PS. There will be a number of routines for converting between screen and map world coordinates, and routines intended for the purposes of collision detection. In fact, the following routines are already in place (with lots more to come):

Code:

GFXLIB_TMConvertScrCoordsToWorldCoords%        | *mapInfoStruc{}, scrX%, scrY%, *worldX%, *worldY%
GFXLIB_TMConvertWorldCoordsToScrCoords%        | *mapInfoStruc{}, worldX%, worldY%, *scrX%, *scrY%
GFXLIB_TMConvertScrCoordsToWorldCoordsF64%     | *mapInfoStruc{}, *scrX#, *scrY#, *worldX%, *worldY%
GFXLIB_TMConvertWorldCoordsToScrCoordsF64%     | *mapInfoStruc{}, *worldX#, *worldY#, *scrX%, *scrY%
GFXLIB_TMGetTileIndexAtWorldPos%               | *mapInfoStruc{}, worldX%, worldY% (returns tile index in EAX)
GFXLIB_TMGetTileIndexAtScrPos%                 | *mapInfoStruc{}, scrX%, scrY% (returns tile index in EAX)
GFXLIB_TMGetPixelAtWorldPos%                   | *mapInfoStruc{}, worldX%, worldY% (returns 32-bit ARGB pixel in EAX)
GFXLIB_TMGetPixelAlphaValueAtWorldPos%         | *mapInfoStruc{}, worldX%, worldY% (returns 8-bit alpha value in EAX)
GFXLIB_TMTestPixelAlphaBitAtWorldPos%          | *mapInfoStruc{}, worldX%, worldY%, testBit% (returns 0 or 1 in EAX)

Re: GFXLIB
Post by Michael Hutton on Feb 12^th, 2010, 02:12am

Very nifty piece of work!

My question is: What do the * mean in

*mapInfoStruc{}, *worldX#, *worldY#, *scrX%, *scrY%

I presume they are not C++ pointers?! Or is this a new type of BB4W addressing mode I haven't come accross? wink

Michael

Re: GFXLIB
Post by David Williams on Feb 12^th, 2010, 02:49am

on Feb 12^th, 2010, 02:12am, Michael Hutton wrote:

My question is: What do the * mean in

*mapInfoStruc{}, *worldX#, *worldY#, *scrX%, *scrY%

I presume they are not C++ pointers?! Or is this a new type of BB4W addressing mode I haven't come accross? wink

Actually, I don't think it was correct of me to prefix mapInfoStruc{} with an asterisk.
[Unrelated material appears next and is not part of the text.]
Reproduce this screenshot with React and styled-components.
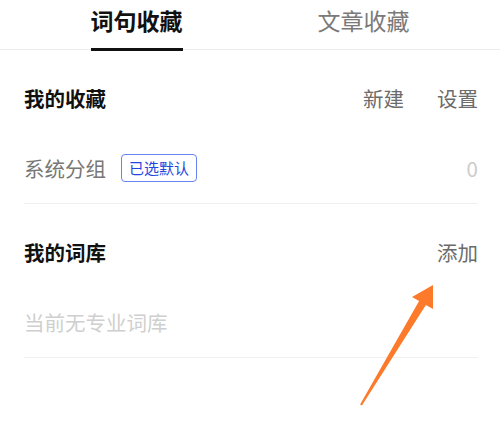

Yes, an asterisk indicates that the parameter is a pointer to a memory location that contains (or is to contain) either an integer or a 64-bit float.

I realise that 32-bit floats can be supplied 'directly' using FN_f4, but it's probably not suitable for heavy use within a game loop.

By the way, those comments are really just notes to myself. I don't normally use asterisks to indicate pointer variables! I might from now on, though.

Regards,

David.

Re: GFXLIB
Post by Richard Russell on Feb 12^th, 2010, 08:11am

on Feb 12^th, 2010, 02:49am, David Williams wrote:

I don't normally use asterisks to indicate pointer variables! I might from now on, though.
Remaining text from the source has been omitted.